United States v. Le Baron (71 U.S. 642)/Opinion of the Court
It was decided, when this case was in this court before, that the bond, which is the foundation of the suit, was obligatory from the time of its acceptance by the Postmaster-General, and not from its date; and also that the term of office of Beers commenced, under his appointment, by and with the advice and consent of the Senate, on the day of that acceptance.
The case having been remitted to the Circuit Court for a new trial, that court directed a verdict for the defendant, on the ground that there was a variance between the bond offered in evidence and the one set out in the pleadings. The variance is supposed to have reference to the time the bond took effect. It is claimed that the bond is described as being dated and taking effect on the 1st day of July, 1850, whereas the evidence showed, that while it bore that date on its face, it was not approved by the Postmaster-General until the fifteenth day of that month, and, therefore, under the decision in 19th Howard, did not become the bond of defendant until the last-mentioned date.
Upon an examination of the declaration, it will be seen that the plaintiff declares on the bond, according to its legal effect, namely, that on July 1st, 1850, the defendant, by his certain writing obligatory, acknowledged himself indebted to the plaintiff in the sum of $20,000. This manner of declaring gives no date to the bond, and merely gives the time when defendant became bound by it to the plaintiff. The rule that allegations of time, quantity, value, &c., need not be proved with precision, but that a very large departure from the time, quantity, &c., alleged, is allowable, is so well understood, and is so much a matter of every-day practice, that no citation of authority to sustain it is necessary. An indictment charging a prisoner with murder on the first day of July would be sustained by proving a murder committed on the fifteenth of that month. How much more reasonable that a contract alleged to have been made on the first, may be supported by evidence of the same contract made on the fifteenth of the month?
But it is also a rule of evidence that when words used in a declaration are descriptive of the instrument declared on, it must, when offered in evidence, conform strictly to that description; and we concede that if it is alleged as part of the description of such an instrument that it bears such a date, or is dated of such a day, that no instrument will be admissible which does not bear that date.

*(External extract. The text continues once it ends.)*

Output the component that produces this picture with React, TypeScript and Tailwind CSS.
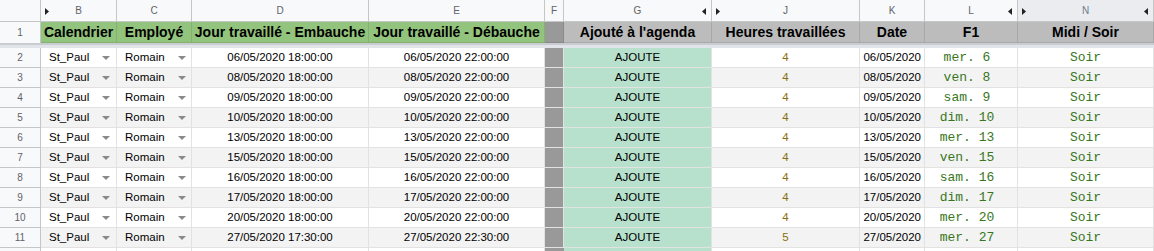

It is said by counsel that this declaration gives such a description of the date of the bond. A careful examination of it, however, shows no attempt at such description, and merely the usual necessary allegation of the time when the contract was made. If, however, counsel are correct in their construction of the declaration, still there is no variance, because the bond read in evidence actually bears the date which it is claimed that the declaration ascribes to it, and it therefore conforms to the supposed description.
It is no variance, however, from the substance of the issue to show that, though dated the first of July, it took effect only on the fifteenth, because, as we have already shown the precise time when the contract became obligatory need not be proved on trial.
The attempt to show that, by the pleadings subsequent to the declaration, it became necessary to prove that the contract became obligatory on the very day alleged, is equally unsuccessful.
The defendant, by his third plea, alleges that from July 1st to September 30th his principal was deputy postmaster, under an appointment not confirmed by the Senate, and that the bond sued on was applicable to this appointment and to this period alone, and that during that time no default or breach of its condition occurred. The replication is, that on the day of the date of the bond, and from thenceforward for four years, Beers, the deputy postmaster, held under the appointment confirmed by the Senate, and that the bond covered his transactions during that time. To this defendant rejoined that Beers was not postmaster under the appointment set forth in the replication, but under the first-a Presidential appointment-and that the bond covered only the time mentioned in the plea.
As it was proved on the trial that the bond was accepted on the 15th July, 1850, it follows, under the former decision of this court, that from that time forth the bond covered his liability, and that it was under the last appointment. The plea of the defendant fails, therefore, except as to the time between the first and fifteenth of July. It is not perceived how the precise day when the bond took effect is material otherwise than this, and the court, by refusing to permit any breach to be proved within those fifteen days, would have fully protected the defendant.
All these pleas have relation to the legal effect of the bond, and none of them describe a bond different from the one offered in evidence. After the day had been fixed by proof at which the contract became binding, it was material that no breach should be proved before that time; but the proof which fixed that date was no variance from any pleading of the plaintiff, nor from the substance of any issue made in the case.
As these principles require a reversal of the case, it is not deemed necessary to notice the other exceptions which are unimportant, and may not arise on a new trial.